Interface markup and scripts
○ ○ ○ ○ ○ ○ ○

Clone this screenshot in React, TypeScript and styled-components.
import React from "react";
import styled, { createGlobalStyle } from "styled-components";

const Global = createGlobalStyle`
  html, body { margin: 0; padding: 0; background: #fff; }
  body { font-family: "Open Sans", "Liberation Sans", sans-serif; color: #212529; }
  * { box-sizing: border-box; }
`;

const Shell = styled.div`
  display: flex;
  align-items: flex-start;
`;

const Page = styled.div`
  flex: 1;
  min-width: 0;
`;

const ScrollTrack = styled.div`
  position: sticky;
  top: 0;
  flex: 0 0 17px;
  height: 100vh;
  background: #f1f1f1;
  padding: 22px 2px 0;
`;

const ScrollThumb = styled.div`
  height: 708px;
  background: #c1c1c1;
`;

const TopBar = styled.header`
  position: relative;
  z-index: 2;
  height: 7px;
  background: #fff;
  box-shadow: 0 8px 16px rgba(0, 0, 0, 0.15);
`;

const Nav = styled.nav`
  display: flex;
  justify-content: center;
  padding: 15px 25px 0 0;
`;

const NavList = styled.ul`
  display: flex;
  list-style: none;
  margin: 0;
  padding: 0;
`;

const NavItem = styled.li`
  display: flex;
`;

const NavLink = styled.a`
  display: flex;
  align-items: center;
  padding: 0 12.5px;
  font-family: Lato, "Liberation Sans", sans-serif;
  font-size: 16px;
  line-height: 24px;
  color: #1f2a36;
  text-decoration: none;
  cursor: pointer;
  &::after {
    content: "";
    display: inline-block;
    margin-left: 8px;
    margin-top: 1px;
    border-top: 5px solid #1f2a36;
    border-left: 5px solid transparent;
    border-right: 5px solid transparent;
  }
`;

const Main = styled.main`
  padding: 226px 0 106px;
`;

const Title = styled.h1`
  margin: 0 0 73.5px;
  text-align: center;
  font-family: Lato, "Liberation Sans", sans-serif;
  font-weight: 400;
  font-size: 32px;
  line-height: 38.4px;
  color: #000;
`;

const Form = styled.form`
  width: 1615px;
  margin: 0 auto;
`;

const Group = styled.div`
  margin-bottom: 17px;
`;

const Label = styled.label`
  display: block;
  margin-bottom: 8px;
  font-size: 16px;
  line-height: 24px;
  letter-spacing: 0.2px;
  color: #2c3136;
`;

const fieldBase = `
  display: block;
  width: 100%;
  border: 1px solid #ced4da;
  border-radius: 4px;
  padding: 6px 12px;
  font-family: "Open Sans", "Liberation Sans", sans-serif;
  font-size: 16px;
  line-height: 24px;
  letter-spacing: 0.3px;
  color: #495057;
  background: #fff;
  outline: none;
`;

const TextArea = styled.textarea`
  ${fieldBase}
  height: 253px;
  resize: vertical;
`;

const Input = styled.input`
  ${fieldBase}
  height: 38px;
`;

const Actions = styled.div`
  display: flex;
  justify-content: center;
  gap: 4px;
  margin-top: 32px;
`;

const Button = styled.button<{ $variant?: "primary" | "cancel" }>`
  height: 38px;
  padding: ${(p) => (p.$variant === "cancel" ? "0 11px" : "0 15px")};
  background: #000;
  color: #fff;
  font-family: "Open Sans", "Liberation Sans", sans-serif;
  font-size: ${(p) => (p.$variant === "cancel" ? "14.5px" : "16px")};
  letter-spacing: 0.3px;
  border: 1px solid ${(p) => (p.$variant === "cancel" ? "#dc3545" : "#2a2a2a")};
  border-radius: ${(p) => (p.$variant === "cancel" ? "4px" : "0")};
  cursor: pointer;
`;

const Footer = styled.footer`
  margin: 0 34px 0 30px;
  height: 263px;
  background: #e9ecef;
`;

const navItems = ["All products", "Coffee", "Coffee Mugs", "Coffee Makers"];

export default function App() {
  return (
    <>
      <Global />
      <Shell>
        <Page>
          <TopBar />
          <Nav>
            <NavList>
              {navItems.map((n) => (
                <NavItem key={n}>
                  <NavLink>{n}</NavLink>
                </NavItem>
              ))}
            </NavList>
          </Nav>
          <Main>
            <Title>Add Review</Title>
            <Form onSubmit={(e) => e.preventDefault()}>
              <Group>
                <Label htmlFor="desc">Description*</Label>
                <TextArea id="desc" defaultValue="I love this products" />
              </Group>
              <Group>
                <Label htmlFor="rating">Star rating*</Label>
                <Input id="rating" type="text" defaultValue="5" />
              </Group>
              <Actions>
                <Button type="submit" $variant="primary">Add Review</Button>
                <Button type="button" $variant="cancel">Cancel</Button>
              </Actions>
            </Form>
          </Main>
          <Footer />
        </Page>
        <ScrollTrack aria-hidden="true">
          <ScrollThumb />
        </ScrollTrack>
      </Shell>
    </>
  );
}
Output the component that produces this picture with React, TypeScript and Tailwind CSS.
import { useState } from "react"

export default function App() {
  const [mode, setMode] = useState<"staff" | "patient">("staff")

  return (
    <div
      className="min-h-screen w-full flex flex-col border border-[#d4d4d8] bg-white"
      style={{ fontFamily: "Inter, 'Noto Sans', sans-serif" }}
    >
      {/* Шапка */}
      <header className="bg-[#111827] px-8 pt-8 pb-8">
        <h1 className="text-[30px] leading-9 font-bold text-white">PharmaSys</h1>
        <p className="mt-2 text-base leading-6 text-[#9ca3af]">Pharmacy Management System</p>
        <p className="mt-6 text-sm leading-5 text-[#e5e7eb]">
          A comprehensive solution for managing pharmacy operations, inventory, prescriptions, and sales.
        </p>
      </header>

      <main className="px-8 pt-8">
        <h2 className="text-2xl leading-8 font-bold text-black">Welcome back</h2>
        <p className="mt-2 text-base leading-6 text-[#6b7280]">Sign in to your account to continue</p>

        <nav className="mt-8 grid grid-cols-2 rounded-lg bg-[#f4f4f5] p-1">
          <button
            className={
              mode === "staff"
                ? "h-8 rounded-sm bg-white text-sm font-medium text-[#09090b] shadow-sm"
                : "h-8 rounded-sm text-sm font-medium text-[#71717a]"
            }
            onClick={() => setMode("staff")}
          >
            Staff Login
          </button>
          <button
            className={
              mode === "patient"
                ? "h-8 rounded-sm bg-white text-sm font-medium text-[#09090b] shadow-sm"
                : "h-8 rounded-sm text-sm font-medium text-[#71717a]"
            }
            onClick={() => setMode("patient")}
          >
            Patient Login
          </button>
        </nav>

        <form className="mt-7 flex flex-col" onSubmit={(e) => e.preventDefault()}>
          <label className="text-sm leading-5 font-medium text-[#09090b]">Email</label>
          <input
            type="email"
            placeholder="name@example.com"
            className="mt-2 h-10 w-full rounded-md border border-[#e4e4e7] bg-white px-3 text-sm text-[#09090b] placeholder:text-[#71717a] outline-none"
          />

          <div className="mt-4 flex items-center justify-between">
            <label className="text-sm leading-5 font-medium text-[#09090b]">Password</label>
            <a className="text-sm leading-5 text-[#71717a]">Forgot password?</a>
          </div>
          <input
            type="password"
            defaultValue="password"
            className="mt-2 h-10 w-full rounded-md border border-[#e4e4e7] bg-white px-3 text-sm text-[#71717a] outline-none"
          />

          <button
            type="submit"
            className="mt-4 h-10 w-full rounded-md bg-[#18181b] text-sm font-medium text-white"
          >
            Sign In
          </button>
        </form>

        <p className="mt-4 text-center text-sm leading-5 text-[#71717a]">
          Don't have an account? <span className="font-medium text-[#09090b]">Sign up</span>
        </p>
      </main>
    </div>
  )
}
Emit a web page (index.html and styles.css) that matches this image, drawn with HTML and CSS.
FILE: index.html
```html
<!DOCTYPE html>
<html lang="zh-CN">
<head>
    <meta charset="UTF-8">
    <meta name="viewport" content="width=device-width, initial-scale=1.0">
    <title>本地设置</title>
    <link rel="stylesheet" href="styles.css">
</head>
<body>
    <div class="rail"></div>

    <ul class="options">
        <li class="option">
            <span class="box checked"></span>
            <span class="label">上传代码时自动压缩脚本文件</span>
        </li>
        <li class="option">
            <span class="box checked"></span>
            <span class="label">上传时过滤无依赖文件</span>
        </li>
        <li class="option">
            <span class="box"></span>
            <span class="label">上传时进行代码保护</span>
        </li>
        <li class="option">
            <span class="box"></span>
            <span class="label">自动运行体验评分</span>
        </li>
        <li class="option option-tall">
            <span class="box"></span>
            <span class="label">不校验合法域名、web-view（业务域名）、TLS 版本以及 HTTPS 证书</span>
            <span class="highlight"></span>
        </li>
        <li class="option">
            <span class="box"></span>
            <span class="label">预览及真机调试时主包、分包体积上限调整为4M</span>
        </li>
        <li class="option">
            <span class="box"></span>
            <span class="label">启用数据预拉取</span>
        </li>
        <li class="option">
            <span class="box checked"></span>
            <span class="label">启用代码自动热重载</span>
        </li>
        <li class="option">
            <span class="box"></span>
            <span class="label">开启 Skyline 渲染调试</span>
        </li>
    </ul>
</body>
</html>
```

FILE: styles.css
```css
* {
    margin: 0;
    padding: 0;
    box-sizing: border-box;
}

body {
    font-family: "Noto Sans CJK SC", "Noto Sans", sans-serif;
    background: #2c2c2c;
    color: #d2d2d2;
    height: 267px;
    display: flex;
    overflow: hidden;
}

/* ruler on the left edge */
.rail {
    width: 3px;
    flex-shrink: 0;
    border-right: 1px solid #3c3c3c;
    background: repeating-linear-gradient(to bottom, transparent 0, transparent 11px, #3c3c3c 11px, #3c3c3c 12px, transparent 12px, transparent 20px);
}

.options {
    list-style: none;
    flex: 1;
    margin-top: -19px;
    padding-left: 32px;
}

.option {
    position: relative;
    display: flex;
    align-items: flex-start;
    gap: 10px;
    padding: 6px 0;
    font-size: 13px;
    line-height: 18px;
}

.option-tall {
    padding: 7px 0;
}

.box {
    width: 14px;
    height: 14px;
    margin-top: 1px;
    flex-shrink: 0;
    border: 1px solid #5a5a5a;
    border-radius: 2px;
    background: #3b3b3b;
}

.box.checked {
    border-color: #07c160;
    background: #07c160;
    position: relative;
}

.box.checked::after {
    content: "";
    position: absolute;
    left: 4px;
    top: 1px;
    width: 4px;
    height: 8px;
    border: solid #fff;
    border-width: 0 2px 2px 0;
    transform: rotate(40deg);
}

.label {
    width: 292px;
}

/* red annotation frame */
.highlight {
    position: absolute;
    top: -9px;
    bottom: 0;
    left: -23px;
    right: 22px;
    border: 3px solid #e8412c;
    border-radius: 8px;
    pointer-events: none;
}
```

○ ○ ○ ○ ○ ○ ○

Tally how many lines in the material above hold the word "TypeScript". Write only that number.

2